Деметра кусает губы, чтобы не дать прорваться горькому вою. Ломает пальцы — не дать им вцепиться в плечо ее единственной дочери, встряхнуть, спросить…
Дочь сама не своя вот уже месяц, с возвращения из подземного мира. То вся светится счастьем свидания с землёй, охотно раздаривает весну направо-налево — а то вдруг начнёт рыдать у себя в покоях. Мать обходит стороной, как зверя дикого. Спрашивала у нимф-подружек — так что с них взять, балаболок, они только и заметили, что «Да-да, она теперь очень много смеётся, радостная! Только — ой! Точно, она ещё и плачет иногда. То есть, почти каждый день. И меньше танцует, а только сидит, смотрит, улыбается странно…»
По утрам у дочери наигранная улыбка и опухшие глаза. И вечное: «Мама, я пойду? Да?» Кора, любимое, нежное, единственное дитя — утекает водой сквозь пальцы… Из-за него — кто б сомневался, что из-за него. Гера верно говорит: если что-то случается, стало быть, он руку и приложил, кто ещё?
А ведь я его выловлю, — думает Деметра, сжимая сильные, гибкие пальцы. Идёт по светлым, увитым зеленью покоям, а кажется — что по темным переходам того, чужого мира. Нужно будет — и спущусь, думает Деметра.
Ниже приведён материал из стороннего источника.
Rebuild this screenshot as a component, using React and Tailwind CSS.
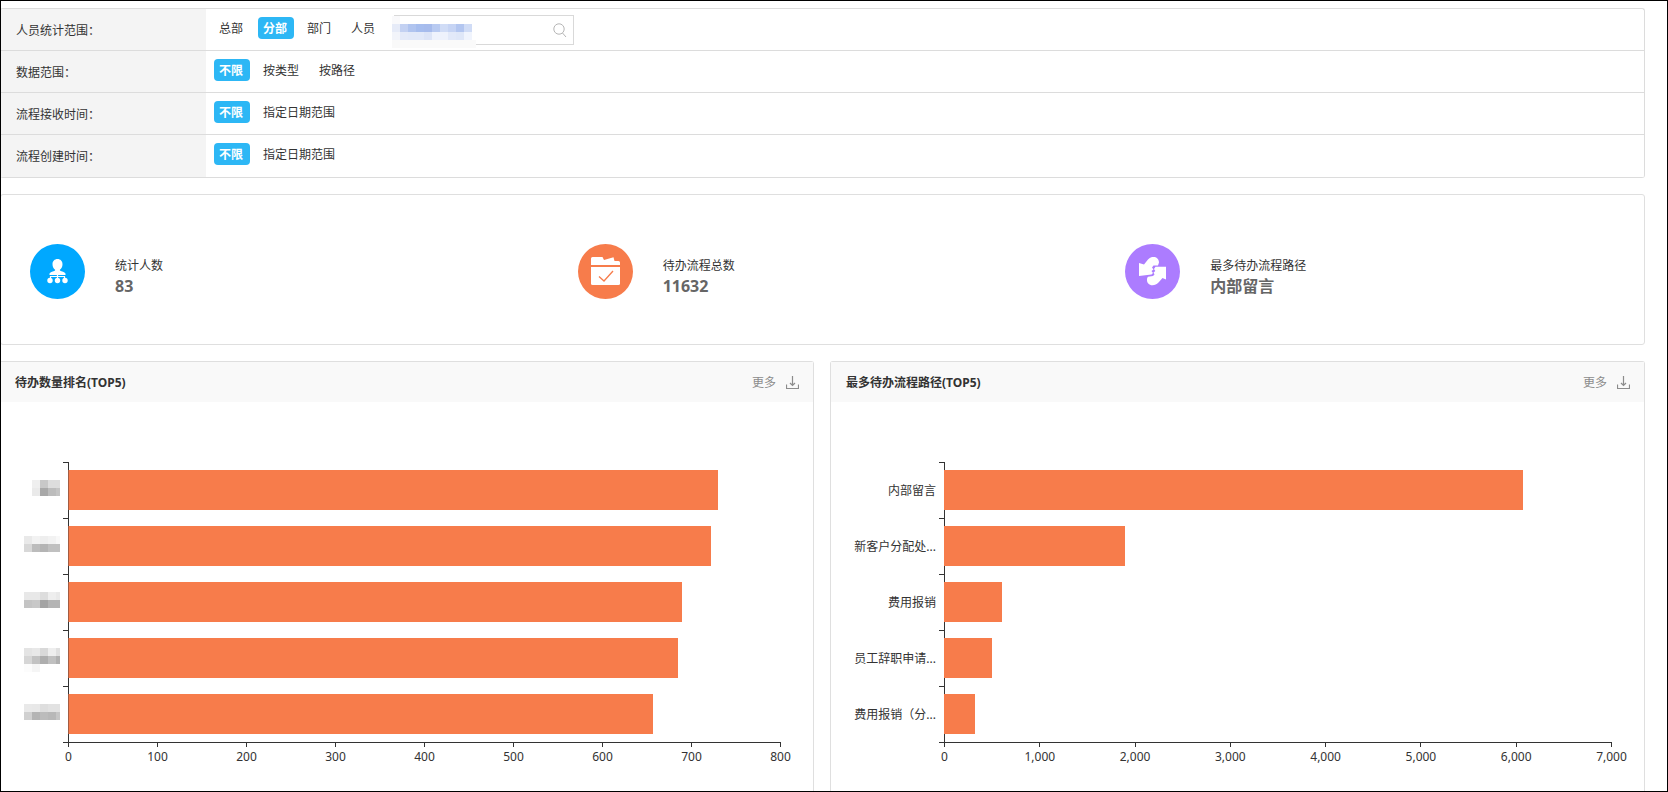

Шлем не поможет — за горло схвачу. Тогда, в кромешном ужасе той свадьбы, когда Кора до хрипоты рыдала неделями — тогда меня держали Афина, и Гера, и Артемида еще была, кажется. Всё шептали глупое — про волю Зевса, закон какой-то, наказания… И я сама была оглушена своим горем, но теперь — другое, и пусть он хоть три сотни раз имеет право, пусть — муж, царь, клятва с гранатом, но за дочку я его…
Цветы в её любимом покое приувяли — вот первое, что бросилось в глаза. Алые розы, увивавшие стены, почернели лепестками, будто их коснулось безжалостное, ледяное дыхание. Видела я такое, — мелькнуло в голове у Деметры, пока она смотрела на огонь. Тот не желал сворачиваться в очаге домашним рыжим зверьком — метался диким, багряным хищником.